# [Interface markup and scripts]
++++++++++++++++++++
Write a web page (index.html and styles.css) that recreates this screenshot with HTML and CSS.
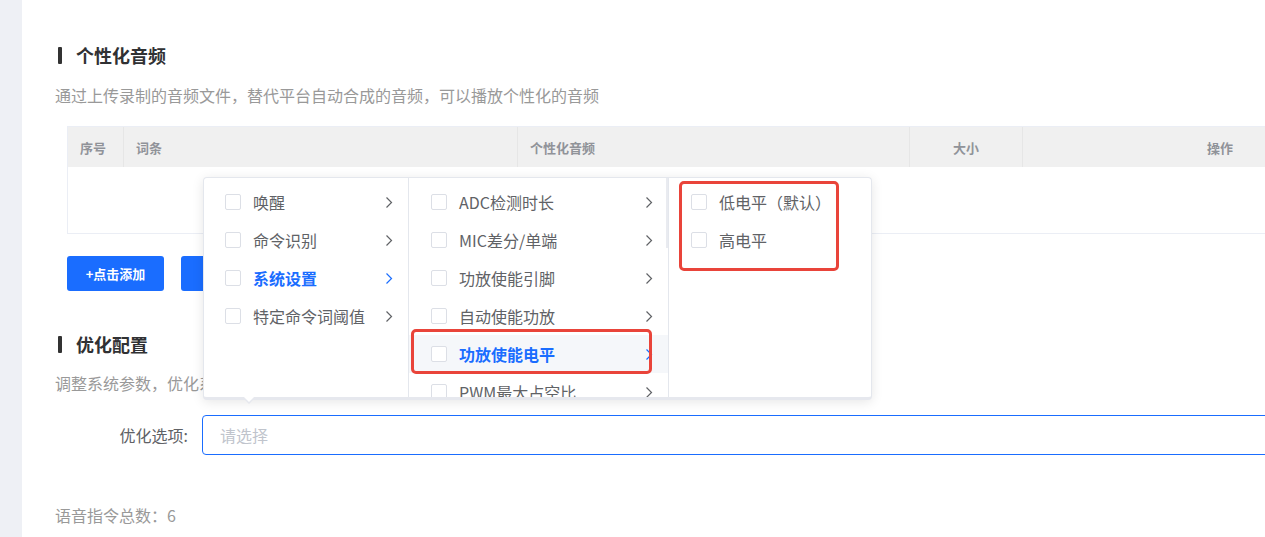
FILE: index.html
```html
<!DOCTYPE html>
<html lang="zh-CN">
<head>
    <meta charset="UTF-8">
    <meta name="viewport" content="width=device-width, initial-scale=1.0">
    <title>语音配置</title>
    <link rel="stylesheet" href="styles.css">
</head>
<body>
    <div class="layout">
        <aside class="side"></aside>

        <main class="main">
            <section class="block">
                <h2 class="block-title">个性化音频</h2>
                <p class="block-desc">通过上传录制的音频文件，替代平台自动合成的音频，可以播放个性化的音频</p>

                <div class="table">
                    <div class="table-head">
                        <div class="th">序号</div>
                        <div class="th">词条</div>
                        <div class="th">个性化音频</div>
                        <div class="th center">大小</div>
                        <div class="th center">操作</div>
                    </div>
                    <div class="table-body"></div>
                </div>

                <div class="actions">
                    <button class="btn">+点击添加</button>
                    <button class="btn">试听全部</button>
                </div>
            </section>

            <section class="block">
                <h2 class="block-title second">优化配置</h2>
                <p class="block-desc">调整系统参数，优化系统的识别效果与播放表现</p>

                <div class="form-row">
                    <label class="form-label">优化选项:</label>
                    <div class="select">
                        <span class="placeholder">请选择</span>

                        <!-- cascader dropdown -->
                        <div class="cascader">
                            <div class="menu menu-first">
                                <div class="item"><span class="check"></span><span class="label">唤醒</span><svg class="chev" viewBox="0 0 8 12"><path d="M1.5 1l5 5-5 5"/></svg></div>
                                <div class="item"><span class="check"></span><span class="label">命令识别</span><svg class="chev" viewBox="0 0 8 12"><path d="M1.5 1l5 5-5 5"/></svg></div>
                                <div class="item active"><span class="check"></span><span class="label">系统设置</span><svg class="chev" viewBox="0 0 8 12"><path d="M1.5 1l5 5-5 5"/></svg></div>
                                <div class="item"><span class="check"></span><span class="label">特定命令词阈值</span><svg class="chev" viewBox="0 0 8 12"><path d="M1.5 1l5 5-5 5"/></svg></div>
                            </div>
                            <div class="menu menu-second">
                                <div class="item"><span class="check"></span><span class="label">ADC检测时长</span><svg class="chev" viewBox="0 0 8 12"><path d="M1.5 1l5 5-5 5"/></svg></div>
                                <div class="item"><span class="check"></span><span class="label">MIC差分/单端</span><svg class="chev" viewBox="0 0 8 12"><path d="M1.5 1l5 5-5 5"/></svg></div>
                                <div class="item"><span class="check"></span><span class="label">功放使能引脚</span><svg class="chev" viewBox="0 0 8 12"><path d="M1.5 1l5 5-5 5"/></svg></div>
                                <div class="item"><span class="check"></span><span class="label">自动使能功放</span><svg class="chev" viewBox="0 0 8 12"><path d="M1.5 1l5 5-5 5"/></svg></div>
                                <div class="item active hover"><span class="check"></span><span class="label">功放使能电平</span><svg class="chev" viewBox="0 0 8 12"><path d="M1.5 1l5 5-5 5"/></svg></div>
                                <div class="item"><span class="check"></span><span class="label">PWM最大占空比</span><svg class="chev" viewBox="0 0 8 12"><path d="M1.5 1l5 5-5 5"/></svg></div>
                                <span class="thumb"></span>
                            </div>
                            <div class="menu menu-third">
                                <div class="item"><span class="check"></span><span class="label">低电平（默认）</span></div>
                                <div class="item"><span class="check"></span><span class="label">高电平</span></div>
                            </div>

                            <!-- red annotation boxes -->
                            <span class="mark mark-level"></span>
                            <span class="mark mark-options"></span>
                        </div>
                    </div>
                </div>
            </section>

            <p class="total">语音指令总数：6</p>
        </main>
    </div>
</body>
</html>
```

FILE: styles.css
```css
html, body {
    margin: 0;
    padding: 0;
    overflow: hidden;
    background-color: #fff;
}

body {
    font-family: "Noto Sans CJK SC", "Liberation Sans", sans-serif;
    color: #606266;
}

.layout {
    display: flex;
    width: 1417px;
    min-height: 537px;
}

.side {
    width: 22px;
    flex-shrink: 0;
    background-color: #eef0f5;
}

.main {
    flex: 1;
    padding: 43px 0 0 33px;
}

/* Section titles */
.block-title {
    display: flex;
    align-items: center;
    margin: 0 0 0 3px;
    font-size: 18px;
    line-height: 24px;
    font-weight: bold;
    color: #303133;
}

.block-title::before {
    content: '';
    width: 4px;
    height: 17px;
    margin-right: 14px;
    border-radius: 1px;
    background-color: #333;
}

.block-title.second {
    margin-top: 41px;
}

.block-desc {
    margin: 17px 0 0;
    font-size: 16px;
    line-height: 22px;
    color: #999;
}

.block-title.second + .block-desc {
    margin-top: 16px;
}

/* Table */
.table {
    margin: 20px 0 0 12px;
    border: 1px solid #ebeef5;
    border-right: none;
}

.table-head {
    display: grid;
    grid-template-columns: 56px 394px 392px 113px 1fr;
    height: 40px;
    background-color: #f0f0f0;
}

.th {
    display: flex;
    align-items: center;
    padding-left: 12px;
    font-size: 13px;
    font-weight: bold;
    color: #909399;
    border-right: 1px solid #e6e6e6;
}

.th.center {
    justify-content: center;
    padding-left: 0;
}

.th:last-child {
    border-right: none;
}

.table-body {
    height: 66px;
}

/* Buttons */
.actions {
    display: flex;
    gap: 17px;
    margin: 22px 0 0 12px;
}

.btn {
    width: 97px;
    height: 35px;
    padding: 0;
    border: none;
    border-radius: 3px;
    background-color: #1a6dff;
    color: #fff;
    font-family: inherit;
    font-size: 13px;
    font-weight: bold;
    cursor: pointer;
}

/* Form */
.form-row {
    display: flex;
    align-items: center;
    margin-top: 21px;
}

.form-label {
    width: 133px;
    padding-right: 14px;
    text-align: right;
    font-size: 16px;
    color: #606266;
}

.select {
    position: relative;
    flex: 1;
    height: 38px;
    display: flex;
    align-items: center;
    padding-left: 17px;
    border: 1px solid #1a6dff;
    border-radius: 4px;
    font-size: 16px;
}

.placeholder {
    color: #c0c4cc;
}

.total {
    margin: 49px 0 0;
    font-size: 16px;
    line-height: 22px;
    color: #999;
}

/* Cascader dropdown */
.cascader {
    position: absolute;
    left: 0;
    bottom: calc(100% + 16px);
    display: flex;
    border: 1px solid #e4e7ed;
    border-bottom: 3px solid #e6e8ee;
    border-radius: 4px;
    background-color: #fff;
    box-shadow: 0 2px 12px rgba(0, 0, 0, 0.1);
    z-index: 10;
}

.cascader::before,
.cascader::after {
    content: '';
    position: absolute;
    left: 38px;
    top: 100%;
    border-left: 7px solid transparent;
    border-right: 7px solid transparent;
    border-top: 7px solid #e6e8ee;
}

.cascader::after {
    left: 39px;
    border-left-width: 6px;
    border-right-width: 6px;
    border-top: 6px solid #fff;
    margin-top: -1px;
}

.menu {
    position: relative;
    height: 214px;
    padding-top: 5px;
    overflow: hidden;
}

.menu-first {
    width: 204px;
    border-right: 1px solid #e4e7ed;
}

.menu-second {
    width: 259px;
    border-right: 1px solid #e4e7ed;
}

.menu-third {
    width: 202px;
}

.item {
    display: flex;
    align-items: center;
    height: 38px;
    padding: 0 15px 0 21px;
    font-size: 16px;
    color: #606266;
}

.menu-second .item,
.menu-third .item {
    padding-left: 22px;
}

.item.hover {
    background-color: #f5f7fa;
}

.item.active .label {
    color: #1a6dff;
    font-weight: bold;
}

.check {
    width: 14px;
    height: 14px;
    margin-right: 12px;
    border: 1px solid #dcdfe6;
    border-radius: 2px;
    background-color: #fff;
}

.label {
    flex: 1;
    white-space: nowrap;
}

.chev {
    width: 8px;
    height: 13px;
    fill: none;
    stroke: #606266;
    stroke-width: 1.2;
}

.item.active .chev {
    stroke: #1a6dff;
}

.thumb {
    position: absolute;
    right: 0;
    top: 0;
    width: 2px;
    height: 70px;
    background-color: #e9ebf0;
}

/* Annotation marks */
.mark {
    position: absolute;
    border: 3px solid #e9443a;
    border-radius: 5px;
    pointer-events: none;
}

.mark-level {
    left: 475px;
    top: 3px;
    width: 154px;
    height: 84px;
}

.mark-options {
    left: 207px;
    top: 151px;
    width: 235px;
    height: 39px;
}
```
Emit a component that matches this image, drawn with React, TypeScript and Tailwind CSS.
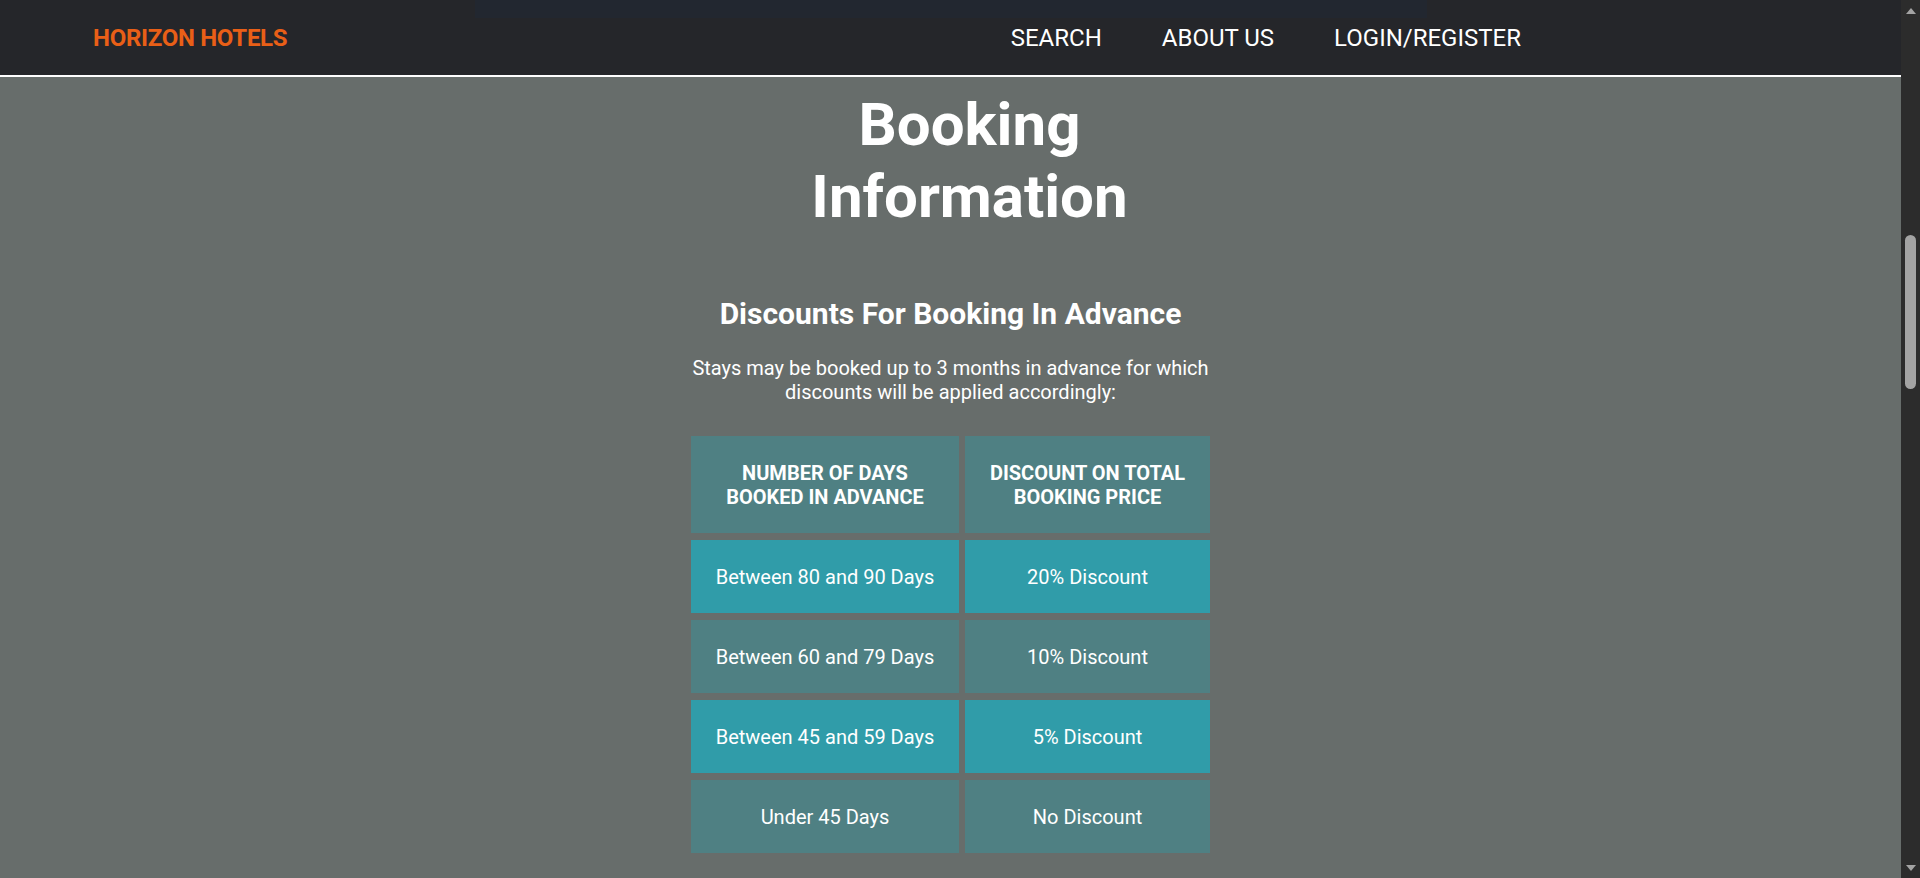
import React from "react";

const rows: { days: string; discount: string; bright: boolean }[] = [
  { days: "Between 80 and 90 Days", discount: "20% Discount", bright: true },
  { days: "Between 60 and 79 Days", discount: "10% Discount", bright: false },
  { days: "Between 45 and 59 Days", discount: "5% Discount", bright: true },
  { days: "Under 45 Days", discount: "No Discount", bright: false },
];

export default function App() {
  return (
    <div
      className="flex h-[878px] w-full overflow-hidden bg-[#676d6b]"
      style={{ fontFamily: "Roboto, 'Noto Sans', sans-serif" }}
    >
      <div className="flex min-w-0 flex-1 flex-col">
        <header className="relative flex h-[77px] shrink-0 items-center justify-between border-b-2 border-white bg-[#25262a] pl-[93px] pr-[380px]">
          <div className="absolute left-[475px] top-0 h-[18px] w-[952px] bg-[#222730]" />
          <div className="relative text-[24px] font-bold leading-none tracking-[-0.3px] text-[#e95f17]">
            HORIZON HOTELS
          </div>
          <nav className="relative flex gap-[60px] text-[24px] leading-none text-white">
            <span>SEARCH</span>
            <span>ABOUT US</span>
            <span>LOGIN/REGISTER</span>
          </nav>
        </header>

        <main className="mx-auto flex w-[520px] flex-col items-center text-white">
          <h1 className="mt-[12px] pl-[38px] text-center text-[60px] font-bold leading-[72px]">
            Booking
            <br />
            Information
          </h1>
          <h2 className="mt-[63px] whitespace-nowrap text-center text-[30px] font-bold leading-[35px]">
            Discounts For Booking In Advance
          </h2>
          <p className="mt-[25px] text-center text-[20px] leading-[24px]">
            Stays may be booked up to 3 months in advance for which discounts will be applied accordingly:
          </p>
          <div className="mt-[32px] grid grid-cols-[268px_245px] gap-x-[6px] gap-y-[7px]">
            <div className="bg-[#4f8083] py-[24.5px] text-center text-[20px] font-bold uppercase leading-[24px]">
              Number of days
              <br />
              booked in advance
            </div>
            <div className="bg-[#4f8083] py-[24.5px] text-center text-[20px] font-bold uppercase leading-[24px]">
              Discount on total
              <br />
              booking price
            </div>
            {rows.map((r) => (
              <React.Fragment key={r.days}>
                <div
                  className={`${r.bright ? "bg-[#309ca9]" : "bg-[#4f8083]"} py-[24.5px] text-center text-[20px] leading-[24px]`}
                >
                  {r.days}
                </div>
                <div
                  className={`${r.bright ? "bg-[#309ca9]" : "bg-[#4f8083]"} py-[24.5px] text-center text-[20px] leading-[24px]`}
                >
                  {r.discount}
                </div>
              </React.Fragment>
            ))}
          </div>
        </main>
      </div>

      <div className="relative flex h-full w-[19px] shrink-0 flex-col items-center bg-[#2c2c2c]">
        <svg className="mt-[8px]" width="10" height="6" viewBox="0 0 10 6">
          <polygon points="5,0 10,6 0,6" fill="#a3a3a3" />
        </svg>
        <div className="mt-[221px] h-[154px] w-[11px] rounded-[6px] bg-[#a3a3a3]" />
        <svg className="mb-[7px] mt-auto" width="10" height="6" viewBox="0 0 10 6">
          <polygon points="0,0 10,0 5,6" fill="#a3a3a3" />
        </svg>
      </div>
    </div>
  );
}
++++++++++++++++++++
# [WHAT IS NEEDED]
Only the lines starting at the line with "Emit a component" and ending at the line with "import React from" should be printed again, exactly and with both ends kept; omit the pictures.

# [SOLUTION FOR THIS PROBLEM]
Emit a component that matches this image, drawn with React, TypeScript and Tailwind CSS.
import React from "react";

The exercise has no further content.